_RECORDS PROVIDED_.
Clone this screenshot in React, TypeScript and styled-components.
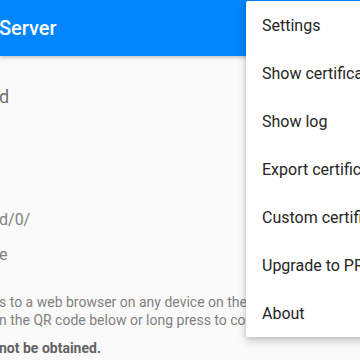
import React from 'react';
import styled, { createGlobalStyle } from 'styled-components';

const GlobalStyle = createGlobalStyle`
  html, body {
    margin: 0;
    padding: 0;
    background: #fafafa;
  }
  body {
    font-family: Roboto, "Noto Sans", sans-serif;
  }
`;

const Screen = styled.div`
  position: relative;
  width: 360px;
  height: 360px;
  overflow: hidden;
  background: #fafafa;
`;

const Toolbar = styled.header`
  height: 56px;
  background: #0286fe;
  display: flex;
  align-items: center;
  box-shadow: 0 2px 3px rgba(0, 0, 0, 0.2);
  position: relative;
  z-index: 1;
`;

const Title = styled.h1`
  margin: 0 0 0 -1px;
  font-size: 20px;
  font-weight: 500;
  color: #ffffff;
  white-space: nowrap;
`;

const Content = styled.main`
  display: flex;
  flex-direction: column;
`;

// one text row of the (mostly scrolled-off) status panel
const Line = styled.div<{ $size: number; $lh: number; $top: number; $bold?: boolean; $color?: string }>`
  margin-top: ${(p) => p.$top}px;
  margin-left: -1px;
  font-size: ${(p) => p.$size}px;
  line-height: ${(p) => p.$lh}px;
  font-weight: ${(p) => (p.$bold ? 700 : 400)};
  color: ${(p) => p.$color || '#808080'};
  white-space: nowrap;
`;

const Menu = styled.ul`
  position: absolute;
  top: 1px;
  left: 246px;
  width: 180px;
  margin: 0;
  padding: 0;
  list-style: none;
  background: #ffffff;
  border-radius: 2px;
  box-shadow: 0 4px 10px rgba(0, 0, 0, 0.2), 0 0 4px rgba(0, 0, 0, 0.12);
  z-index: 2;
`;

const MenuItem = styled.li`
  height: 48px;
  display: flex;
  align-items: center;
  padding-left: 16px;
  font-size: 16px;
  color: #262626;
  white-space: nowrap;
`;

const menuItems = [
  'Settings',
  'Show certificate',
  'Show log',
  'Export certificate',
  'Custom certificate',
  'Upgrade to PRO',
  'About',
];

const App: React.FC = () => {
  return (
    <Screen>
      <GlobalStyle />
      <Toolbar>
        <Title>Server</Title>
      </Toolbar>
      <Content>
        <Line $size={18} $lh={24} $top={29} $color="#6e6e6e">d</Line>
        <Line $size={16} $lh={20} $top={101}>d/0/</Line>
        <Line $size={16} $lh={20} $top={15}>e</Line>
        <Line $size={14} $lh={18} $top={28}>s to a web browser on any device on the same</Line>
        <Line $size={14} $lh={18} $top={0}>n the QR code below or long press to copy</Line>
        <Line $size={14} $lh={18} $top={10} $bold $color="#626262">not be obtained.</Line>
      </Content>
      <Menu>
        {menuItems.map((item) => (
          <MenuItem key={item}>{item}</MenuItem>
        ))}
      </Menu>
    </Screen>
  );
};

export default App;
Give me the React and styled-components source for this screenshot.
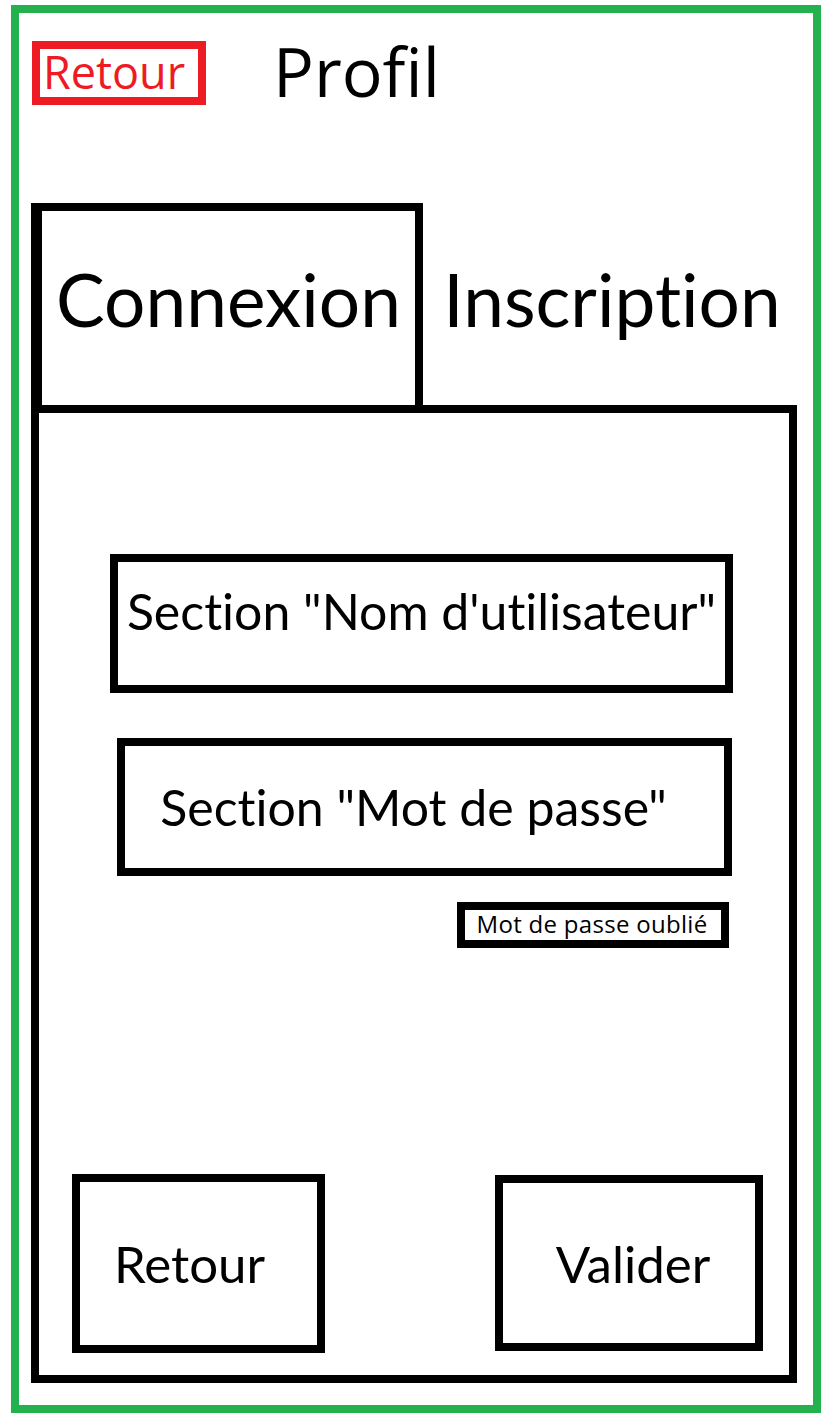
import React from 'react';
import styled, { createGlobalStyle } from 'styled-components';

const GlobalStyle = createGlobalStyle`
  html, body {
    margin: 0;
    padding: 0;
    background: #fff;
  }

  * {
    box-sizing: border-box;
  }
`;

const Frame = styled.div`
  margin: 5px 11px 0;
  height: 1408px;
  border: 8px solid #22b14c;
  display: flex;
  flex-direction: column;
  padding: 28px 16px 22px 12px;
  font-family: Lato, 'Open Sans', sans-serif;
  font-variant-ligatures: none;
  color: #000;
`;

const Header = styled.div`
  display: flex;
  align-items: center;
  height: 64px;
`;

const BackLink = styled.div`
  width: 174px;
  height: 64px;
  margin-left: 1px;
  border: 8px solid #ed1c24;
  color: #ed1c24;
  font-family: 'Open Sans', sans-serif;
  font-size: 45px;
  line-height: 1;
  display: flex;
  align-items: center;
  justify-content: center;
  padding-right: 10px;
  padding-bottom: 4px;
`;

const Title = styled.h1`
  margin: 0 0 0 67px;
  font-family: 'Open Sans', sans-serif;
  font-weight: 400;
  font-size: 68px;
  line-height: 1;
  padding-bottom: 4px;
`;

const Tabs = styled.div`
  display: flex;
  height: 202px;
  margin-top: 98px;
`;

const Tab = styled.div`
  display: flex;
  align-items: center;
  justify-content: center;
  font-size: 73px;
  line-height: 1;
  padding-bottom: 18px;
  ${({ $active }) =>
    $active
      ? `
    width: 392px;
    border: 8px solid #000;
    border-left-width: 11px;
    border-bottom: none;
  `
      : `
    flex: 1;
    padding-top: 8px;
    padding-left: 4px;
  `}
`;

const Card = styled.div`
  flex: 1;
  border: 8px solid #000;
  display: flex;
  flex-direction: column;
  padding: 141px 0 22px 0;
`;

const Fields = styled.div`
  display: flex;
  flex-direction: column;
  align-items: flex-end;
  padding-right: 56px;
`;

const Field = styled.div`
  width: ${({ $w }) => $w}px;
  height: ${({ $h }) => $h}px;
  margin-top: ${({ $top }) => $top || 0}px;
  margin-right: ${({ $right }) => $right || 0}px;
  border: 8px solid #000;
  display: flex;
  align-items: center;
  justify-content: center;
  font-size: 50px;
  line-height: 1;
  padding-bottom: ${({ $lift }) => $lift || 0}px;
  padding-right: ${({ $shift }) => $shift || 0}px;
`;

const Forgot = styled.div`
  width: 272px;
  height: 46px;
  margin-top: 26px;
  margin-right: 4px;
  border: 8px solid #000;
  display: flex;
  align-items: center;
  justify-content: center;
  font-family: 'Open Sans', sans-serif;
  font-size: 24px;
  letter-spacing: 0.3px;
  line-height: 1;
  padding-bottom: 2px;
  padding-right: 2px;
`;

const Actions = styled.div`
  margin-top: auto;
  display: flex;
  justify-content: space-between;
  align-items: flex-start;
  padding: 0 26px 0 33px;
`;

const ActionButton = styled.div`
  width: ${({ $w }) => $w}px;
  height: ${({ $h }) => $h}px;
  margin-top: ${({ $top }) => $top || 0}px;
  border: 8px solid #000;
  display: flex;
  align-items: center;
  justify-content: center;
  font-size: 51px;
  line-height: 1;
  padding-right: ${({ $shift }) => $shift || 0}px;
  padding-left: ${({ $push }) => $push || 0}px;
`;

export default function App() {
  return (
    <>
      <GlobalStyle />
      <Frame>
        <Header>
          <BackLink>Retour</BackLink>
          <Title>Profil</Title>
        </Header>
        <Tabs>
          <Tab $active>Connexion</Tab>
          <Tab>Inscription</Tab>
        </Tabs>
        <Card>
          <Fields>
            <Field $w={623} $h={139} $lift={26}>Section "Nom d'utilisateur"</Field>
            <Field $w={615} $h={138} $top={45} $right={1} $shift={22}>Section "Mot de passe"</Field>
            <Forgot>Mot de passe oublié</Forgot>
          </Fields>
          <Actions>
            <ActionButton $w={253} $h={179} $shift={18}>Retour</ActionButton>
            <ActionButton $w={268} $h={176} $top={1} $push={8}>Valider</ActionButton>
          </Actions>
        </Card>
      </Frame>
    </>
  );
}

_SHORT TASK_. Pictures are excluded; copy every other part of the records exactly.

_EXERCISE ANSWER_.
Clone this screenshot in React, TypeScript and styled-components.
import React from 'react';
import styled, { createGlobalStyle } from 'styled-components';

const GlobalStyle = createGlobalStyle`
  html, body {
    margin: 0;
    padding: 0;
    background: #fafafa;
  }
  body {
    font-family: Roboto, "Noto Sans", sans-serif;
  }
`;

const Screen = styled.div`
  position: relative;
  width: 360px;
  height: 360px;
  overflow: hidden;
  background: #fafafa;
`;

const Toolbar = styled.header`
  height: 56px;
  background: #0286fe;
  display: flex;
  align-items: center;
  box-shadow: 0 2px 3px rgba(0, 0, 0, 0.2);
  position: relative;
  z-index: 1;
`;

const Title = styled.h1`
  margin: 0 0 0 -1px;
  font-size: 20px;
  font-weight: 500;
  color: #ffffff;
  white-space: nowrap;
`;

const Content = styled.main`
  display: flex;
  flex-direction: column;
`;

// one text row of the (mostly scrolled-off) status panel
const Line = styled.div<{ $size: number; $lh: number; $top: number; $bold?: boolean; $color?: string }>`
  margin-top: ${(p) => p.$top}px;
  margin-left: -1px;
  font-size: ${(p) => p.$size}px;
  line-height: ${(p) => p.$lh}px;
  font-weight: ${(p) => (p.$bold ? 700 : 400)};
  color: ${(p) => p.$color || '#808080'};
  white-space: nowrap;
`;

const Menu = styled.ul`
  position: absolute;
  top: 1px;
  left: 246px;
  width: 180px;
  margin: 0;
  padding: 0;
  list-style: none;
  background: #ffffff;
  border-radius: 2px;
  box-shadow: 0 4px 10px rgba(0, 0, 0, 0.2), 0 0 4px rgba(0, 0, 0, 0.12);
  z-index: 2;
`;

const MenuItem = styled.li`
  height: 48px;
  display: flex;
  align-items: center;
  padding-left: 16px;
  font-size: 16px;
  color: #262626;
  white-space: nowrap;
`;

const menuItems = [
  'Settings',
  'Show certificate',
  'Show log',
  'Export certificate',
  'Custom certificate',
  'Upgrade to PRO',
  'About',
];

const App: React.FC = () => {
  return (
    <Screen>
      <GlobalStyle />
      <Toolbar>
        <Title>Server</Title>
      </Toolbar>
      <Content>
        <Line $size={18} $lh={24} $top={29} $color="#6e6e6e">d</Line>
        <Line $size={16} $lh={20} $top={101}>d/0/</Line>
        <Line $size={16} $lh={20} $top={15}>e</Line>
        <Line $size={14} $lh={18} $top={28}>s to a web browser on any device on the same</Line>
        <Line $size={14} $lh={18} $top={0}>n the QR code below or long press to copy</Line>
        <Line $size={14} $lh={18} $top={10} $bold $color="#626262">not be obtained.</Line>
      </Content>
      <Menu>
        {menuItems.map((item) => (
          <MenuItem key={item}>{item}</MenuItem>
        ))}
      </Menu>
    </Screen>
  );
};

export default App;
Give me the React and styled-components source for this screenshot.
import React from 'react';
import styled, { createGlobalStyle } from 'styled-components';

const GlobalStyle = createGlobalStyle`
  html, body {
    margin: 0;
    padding: 0;
    background: #fff;
  }

  * {
    box-sizing: border-box;
  }
`;

const Frame = styled.div`
  margin: 5px 11px 0;
  height: 1408px;
  border: 8px solid #22b14c;
  display: flex;
  flex-direction: column;
  padding: 28px 16px 22px 12px;
  font-family: Lato, 'Open Sans', sans-serif;
  font-variant-ligatures: none;
  color: #000;
`;

const Header = styled.div`
  display: flex;
  align-items: center;
  height: 64px;
`;

const BackLink = styled.div`
  width: 174px;
  height: 64px;
  margin-left: 1px;
  border: 8px solid #ed1c24;
  color: #ed1c24;
  font-family: 'Open Sans', sans-serif;
  font-size: 45px;
  line-height: 1;
  display: flex;
  align-items: center;
  justify-content: center;
  padding-right: 10px;
  padding-bottom: 4px;
`;

const Title = styled.h1`
  margin: 0 0 0 67px;
  font-family: 'Open Sans', sans-serif;
  font-weight: 400;
  font-size: 68px;
  line-height: 1;
  padding-bottom: 4px;
`;

const Tabs = styled.div`
  display: flex;
  height: 202px;
  margin-top: 98px;
`;

const Tab = styled.div`
  display: flex;
  align-items: center;
  justify-content: center;
  font-size: 73px;
  line-height: 1;
  padding-bottom: 18px;
  ${({ $active }) =>
    $active
      ? `
    width: 392px;
    border: 8px solid #000;
    border-left-width: 11px;
    border-bottom: none;
  `
      : `
    flex: 1;
    padding-top: 8px;
    padding-left: 4px;
  `}
`;

const Card = styled.div`
  flex: 1;
  border: 8px solid #000;
  display: flex;
  flex-direction: column;
  padding: 141px 0 22px 0;
`;

const Fields = styled.div`
  display: flex;
  flex-direction: column;
  align-items: flex-end;
  padding-right: 56px;
`;

const Field = styled.div`
  width: ${({ $w }) => $w}px;
  height: ${({ $h }) => $h}px;
  margin-top: ${({ $top }) => $top || 0}px;
  margin-right: ${({ $right }) => $right || 0}px;
  border: 8px solid #000;
  display: flex;
  align-items: center;
  justify-content: center;
  font-size: 50px;
  line-height: 1;
  padding-bottom: ${({ $lift }) => $lift || 0}px;
  padding-right: ${({ $shift }) => $shift || 0}px;
`;

const Forgot = styled.div`
  width: 272px;
  height: 46px;
  margin-top: 26px;
  margin-right: 4px;
  border: 8px solid #000;
  display: flex;
  align-items: center;
  justify-content: center;
  font-family: 'Open Sans', sans-serif;
  font-size: 24px;
  letter-spacing: 0.3px;
  line-height: 1;
  padding-bottom: 2px;
  padding-right: 2px;
`;

const Actions = styled.div`
  margin-top: auto;
  display: flex;
  justify-content: space-between;
  align-items: flex-start;
  padding: 0 26px 0 33px;
`;

const ActionButton = styled.div`
  width: ${({ $w }) => $w}px;
  height: ${({ $h }) => $h}px;
  margin-top: ${({ $top }) => $top || 0}px;
  border: 8px solid #000;
  display: flex;
  align-items: center;
  justify-content: center;
  font-size: 51px;
  line-height: 1;
  padding-right: ${({ $shift }) => $shift || 0}px;
  padding-left: ${({ $push }) => $push || 0}px;
`;

export default function App() {
  return (
    <>
      <GlobalStyle />
      <Frame>
        <Header>
          <BackLink>Retour</BackLink>
          <Title>Profil</Title>
        </Header>
        <Tabs>
          <Tab $active>Connexion</Tab>
          <Tab>Inscription</Tab>
        </Tabs>
        <Card>
          <Fields>
            <Field $w={623} $h={139} $lift={26}>Section "Nom d'utilisateur"</Field>
            <Field $w={615} $h={138} $top={45} $right={1} $shift={22}>Section "Mot de passe"</Field>
            <Forgot>Mot de passe oublié</Forgot>
          </Fields>
          <Actions>
            <ActionButton $w={253} $h={179} $shift={18}>Retour</ActionButton>
            <ActionButton $w={268} $h={176} $top={1} $push={8}>Valider</ActionButton>
          </Actions>
        </Card>
      </Frame>
    </>
  );
}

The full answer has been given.